I came across the integral $$ I = \int_{x_0}^{x_1} \frac{\mathrm{d}x}{\sqrt{x^3 + m x^2 + 1}} $$
I found the trivial solution involving elliptic integrals of the first kind, but I am wondering if there is a different way to solve it, perhaps involving hyperbolic functions, or something else?
Since $x_0, x_1$ are generic, we may as well consider the indefinite integral. For typical values of $m$ such an integral can't be expressed in terms of elementary functions, i.e., you need elliptic functions or the equivalent. As Claude Leibovici points out in the comments, if we express the cubic as $p(x) = (x - a) (x - b) (x - c)$, where $abc = -1$, $ab + bc + ca = 0$, $a + b + c = -m$, and $a < b < c$, we can express the integral more cleanly, as, e.g., $$\frac2{\sqrt{c - a}} F\left(\sqrt\frac{x - a}{b - a}, \sqrt\frac{b - a}{c - a}\right) + C ,$$ where $F$ is the incomplete elliptic integral function of the first kind.
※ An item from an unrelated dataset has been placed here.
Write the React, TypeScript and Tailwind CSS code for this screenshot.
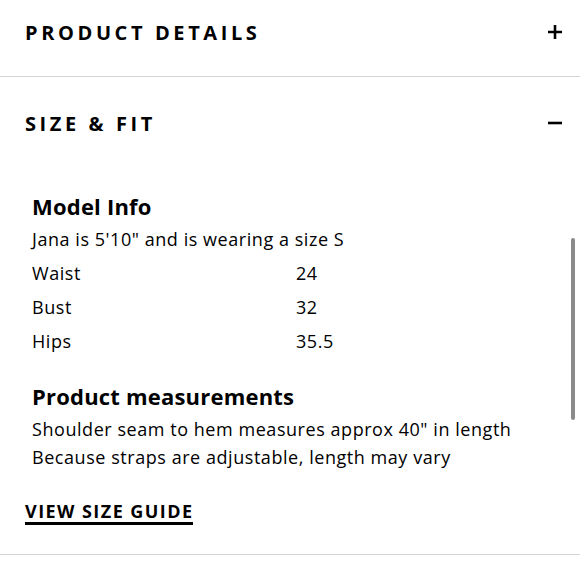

For at least one real value of $m$ you can do better: If $m$ is the real root of the discriminant $-4m^2-27$ of the cubic polynomial $x^3 + m x^2 + 1$, the cubic polynomial has a multiple root $\alpha$ so the integral can be written as $$\int \frac{dx}{(x - \alpha) \sqrt{x - \beta}} = \frac{2}{\sqrt{\beta - \alpha}} \arctan \sqrt{\frac{x - \beta}{\beta - \alpha}} + C$$ where $\beta = -\frac\alpha2$ (in our case $\alpha < 0$).